Viernes, 15 de octubre de 2010 | Hoy
Por Fernando Noy
Su madre, Georgina, era una presencia ausente. La relación entre esta madre y este hijo es realmente enigmática: ombligo y creador, un lazo más proteico que el de una musa o una madre. Georgina fue la secreta impulsora, profundamente arraigada en él pero sin la necesidad de la leyenda, sin la historia. Porque todo eso era la abuela, la gran Salvadora Onrubia, la consagración de la locura, el fulgor y el placer. Su madre, al lado de la vieja, como ella misma la llama, era una intermediaria, pero no dejaba de estar. Era el poder tras el trono.

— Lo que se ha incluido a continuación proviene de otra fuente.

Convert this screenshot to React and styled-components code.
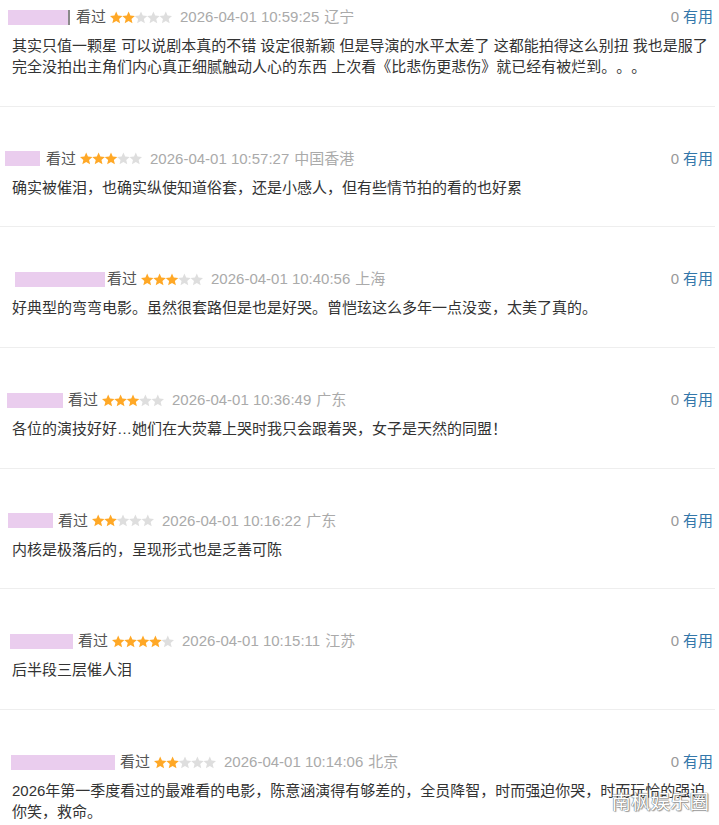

Cuando lo conocí en Paris a la salida de una función de Bye bye Mr Freud, una desconocida puesta del gran Copi, nos dijo a mi y a Valeria Munarriz que su nombre provenía de la distorsión de Copito, apodo puesto por su célebre abuela, a la que él veneraba. Luego, en El baile de las locas, atribuye la autoria del apodo a su madre. Extraña y sobre todo infantil controversia que él mismo genera. Nunca hablaba de ella, aunque nos comentó entonces que trataba de incorporarla en su elegancia y su esplendor. Ocurre que Georgina era “la hija de”. Hija de Salvadora, la divina, la dramaturga excepcional, la escritora de un incomparable talento, festejada por todos, incluida Eva Perón. Georgina lleva, diríamos, el mismo estigma que Charity con Cher, sólo que no se hizo lesbiana ni varón, parió a Copi como venganza. Recuerdo que aquella misma temporada en Paris, Valeria y Copi tuvieron un altercado. Ella le había encargado un tango y el se apareció con una letra que decía : “Pit, pit, pit, pit,” (Pito). Seguramente inspirada en su madre, que seguía tirando del cordón.